A simple MM1 queuing system has an analytic, closed form solution: If E(A) denotes the mean interarrival time and E(S) is the mean service time, then the following formulas hold (we'll discuss this in class soon):

       utilization:           rho = E(S) / E(A)
       average queue length:  rho^2 / (1 - rho)
       average delay in the queue: rho * E(S) / (1 - rho)

Your textbook generally uses a mean interarrival time of 1 minute and a mean service time of 0.5 minutes in its examples. For those times we get the following theoretical results:

    utilization:   rho = 0.5/1 = 0.5 (meaning the server is busy 50% of the time)
    average queue length:  (0.5)2 / (1 - 0.5) = 0.5
    average delay:  0.5 * 0.5 / (1 - 0.5) = 0.5

    utilization:   rho = 3/4 = .75 (meaning the server is busy 75% of the time)
    average queue length:  (0.75)2 / (1 - 0.75) = 2.25
    average delay:  0.75 * 3 / (1 - 0.75) = 9

These numbers represent the "true" averages for the system but for any given run of a simulation of the system you will not get these numbers exactly (as for any given day in the system the averages for customers that day will not be exactly these numbers). The question is how close are the numbers you get and how do you use the simulation program to get an accurate estimate of the "true" values.

Using the C++ Program: The version of the C++ program that simulates the single server queuing system is written to run the simulation just once (there is another version in the file driverE.cc that adds a loop and will let you "replicate" the simulation - that is run it several different times and write the results to a file). Different replications of the simulation differ only in the times that customers come into the system and the amount of time each needs for service. These times are determined by random numbers. As you may recall, in a computer "random" numbers are actually generated by some sort of formula (we'll learn more details later in the course). The basic idea is to start with an initial value (a "seed"), plug it into the formula to get the next random value, plug that in to get the next and so on. This generates what we call a stream of random numbers. It is very important that you start with a good seed (to maximize the chance of a stream of numbers that does have random-appearing properties). Hence, simulation programs don't leave it up to the user to choose the seed -- "good" seeds are stored somewhere in the program (in an array in this program) and the user has a choice of which one to start with (which "stream" -- in this case an index into the array).

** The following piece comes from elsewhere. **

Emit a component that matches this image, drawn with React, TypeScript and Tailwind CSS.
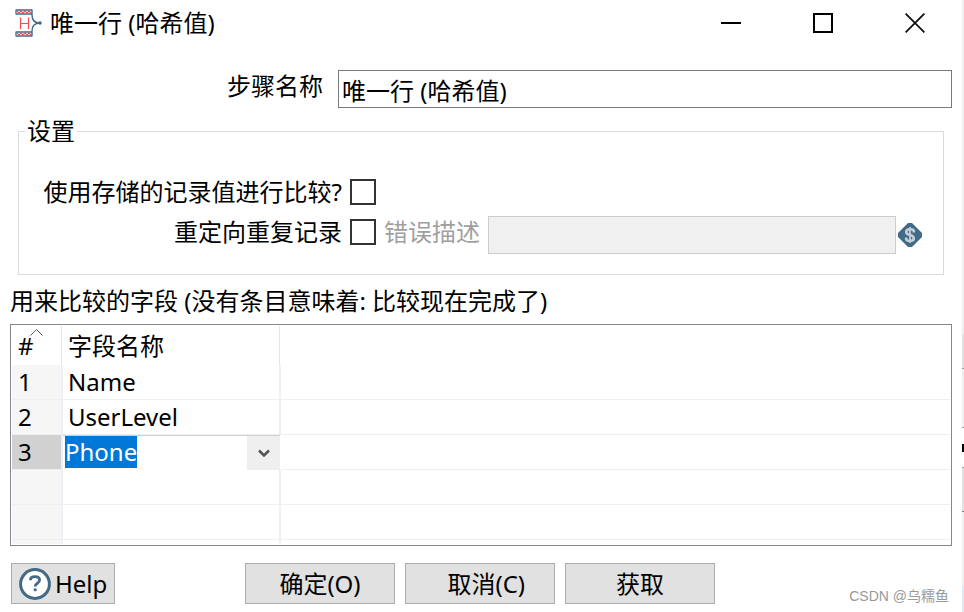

The program initially requests five inputs:

• the mean interarrival time for customers,
• a stream number for interarrival times,
• the mean service time for customers,
• a stream number for the service times,
• the number of customers to run through the system (the simulation stops when this many customers have completed their delay in the system).

Getting Set Up

• Copy the tar file into your subdirectory using one of the following techniques:

  • From Mozilla: Go to the course home page at http://cs.roanoke.edu/Spring2005/CPSC420A, click on the link to this exercise, then click on the link mm1tar.tgz to the tar file. Choose File, Save As, to save it to your directory. OR

  • Use the copy command: cp ~cpsc/public_html/Spring2005/CPSC420A/mm1tar.tgz .

• Uncompress the files using the command

          tar xzf mm1tar.tgz
  

  Look in your directory. You should see that you now have an mm1 subdirectory. Get into this subdirectory and see what's there. It should be the .h and .cc files plus a Makefile.

• The name of the executable in the Makefile is runmm1 so you can compile and link the program with the command make runmm1

• To run the program use the command
  ./runmm1

Do the following:

1. Run the program 10 times with a mean interarrival time of 1, a mean service time of 0.5 and 480 customers. For each run choose different random number streams. Record your results on the sheets given out.

2. Find the maximum, minimum and average for each performance measure (average delay and average queue length) from the above data.

3. Compare the numbers to the theoretical values computed above. How do the results from a single simulation (replication) compare? How about the average over the 10 replications?

4. Now run the program 20 more times. Each time use a mean interarrival time of 1.0 minutes and a mean service time of 0.5 minutes. For the first 10 runs use 2000 customers and for the second use 10000 customers.

5. For the data generated by the 10 runs with 2000 customers, compute the maximum, minimum, and average of both performance measures.

6. Do the same calculations for your 10 runs with 10000 customers.

7. In each case (2000 customers and 10000 customers), how do the results from individual runs compare to the theoretical answers and how does the average over all runs (for a given number of customers) compare to the theoretical answer?

8. Often data is summarized using an average value but that single number doesn't tell the whole story. For example, I could tell you that the average test grade in a class of 25 students was 75. That sounds "normal" but the average could have come about in many different ways, each of which would give you a totally different idea about the class and/or the test. For example, maybe all students made between 70 and 80; or maybe the grades were fairly uniformly spread out between 50 and 100; or maybe most of the grades were between 65 and 85 but there was one grade of 20 and a couple of grades in the high 90s; or maybe most of the grades were between 60 and 70 but there were several 100s. The point is that the way the data is dispersed about the mean is needed to "understand" the data. An indication of the "spread" of the data is given by the standard deviation or the variance in statistics.

   Describe the spread of the data for the three different cases above (480 customers vs. 2000 customers vs. 10000 customers). What differences do you notice?

9. Compute the theoretical utilization, average queue length, and average delay in the queue for a mean interarrival time of 3 and a mean service time of 2.

10. Run the program 30 more times for the following input: Mean iat: 3 minutes, Mean Service Time: 2 minutes. For the first 10 runs use 480 customers, the second use 2000 and the last use 10000.

11. For each of the above compute the maximum, minimum, and average of both performance measures.

12. Write a description of your observations (as you did above -- compare the results in each case with the theoretical answers and compare the results for different numbers of customers going through the system).